◆ The request ◆
Below is a block of records. Copy every line in it that contains the word "screenshot".

◆ Source material ◆
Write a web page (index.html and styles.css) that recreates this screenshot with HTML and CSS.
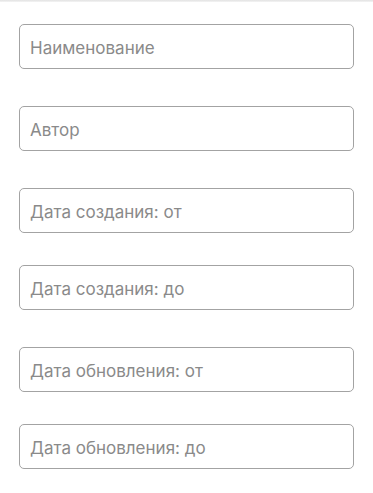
...
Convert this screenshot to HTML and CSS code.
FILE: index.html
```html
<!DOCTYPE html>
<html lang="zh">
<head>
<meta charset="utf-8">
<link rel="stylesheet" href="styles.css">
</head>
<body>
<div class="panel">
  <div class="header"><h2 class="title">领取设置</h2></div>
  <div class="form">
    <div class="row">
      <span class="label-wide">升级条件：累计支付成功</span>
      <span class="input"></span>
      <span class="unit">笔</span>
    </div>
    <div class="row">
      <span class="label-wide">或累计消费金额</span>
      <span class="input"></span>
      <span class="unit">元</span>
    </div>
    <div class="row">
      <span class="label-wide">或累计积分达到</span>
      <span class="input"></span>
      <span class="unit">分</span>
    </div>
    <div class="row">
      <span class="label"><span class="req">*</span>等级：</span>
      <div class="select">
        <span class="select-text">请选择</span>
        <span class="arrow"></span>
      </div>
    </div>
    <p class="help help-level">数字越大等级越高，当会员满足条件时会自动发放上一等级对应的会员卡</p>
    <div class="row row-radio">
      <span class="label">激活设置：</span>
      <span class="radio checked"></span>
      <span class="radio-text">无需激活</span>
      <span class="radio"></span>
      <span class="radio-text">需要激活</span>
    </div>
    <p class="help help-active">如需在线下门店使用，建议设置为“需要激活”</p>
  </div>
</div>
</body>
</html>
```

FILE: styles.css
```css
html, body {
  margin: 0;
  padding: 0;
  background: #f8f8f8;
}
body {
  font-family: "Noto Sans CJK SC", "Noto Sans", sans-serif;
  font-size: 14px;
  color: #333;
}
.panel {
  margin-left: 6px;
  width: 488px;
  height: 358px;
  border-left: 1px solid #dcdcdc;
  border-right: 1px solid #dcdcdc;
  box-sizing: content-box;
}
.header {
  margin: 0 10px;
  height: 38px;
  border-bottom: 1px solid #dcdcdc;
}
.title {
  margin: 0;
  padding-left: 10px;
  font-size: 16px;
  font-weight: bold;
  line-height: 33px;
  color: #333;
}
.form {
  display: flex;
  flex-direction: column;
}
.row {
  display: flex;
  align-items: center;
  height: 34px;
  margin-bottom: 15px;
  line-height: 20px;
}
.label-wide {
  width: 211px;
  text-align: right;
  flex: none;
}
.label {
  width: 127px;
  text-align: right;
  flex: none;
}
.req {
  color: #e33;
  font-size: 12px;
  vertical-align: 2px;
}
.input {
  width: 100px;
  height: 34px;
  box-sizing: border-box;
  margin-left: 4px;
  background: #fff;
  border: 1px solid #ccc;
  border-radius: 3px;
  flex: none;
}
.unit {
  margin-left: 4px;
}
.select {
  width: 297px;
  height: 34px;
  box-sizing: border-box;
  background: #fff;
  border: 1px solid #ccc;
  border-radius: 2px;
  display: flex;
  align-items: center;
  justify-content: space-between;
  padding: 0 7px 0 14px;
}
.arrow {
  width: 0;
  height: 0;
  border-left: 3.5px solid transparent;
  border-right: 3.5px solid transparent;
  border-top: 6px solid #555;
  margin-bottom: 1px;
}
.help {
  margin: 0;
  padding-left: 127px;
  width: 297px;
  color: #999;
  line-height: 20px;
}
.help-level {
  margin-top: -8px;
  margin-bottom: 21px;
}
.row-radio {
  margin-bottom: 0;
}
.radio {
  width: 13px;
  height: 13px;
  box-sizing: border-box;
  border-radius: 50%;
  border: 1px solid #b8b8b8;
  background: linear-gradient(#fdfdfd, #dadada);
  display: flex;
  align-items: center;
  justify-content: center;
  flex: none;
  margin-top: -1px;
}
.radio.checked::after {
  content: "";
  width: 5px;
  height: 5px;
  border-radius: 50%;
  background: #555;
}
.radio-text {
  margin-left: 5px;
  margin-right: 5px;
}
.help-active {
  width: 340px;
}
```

◆ Written solution ◆
Write a web page (index.html and styles.css) that recreates this screenshot with HTML and CSS.
Convert this screenshot to HTML and CSS code.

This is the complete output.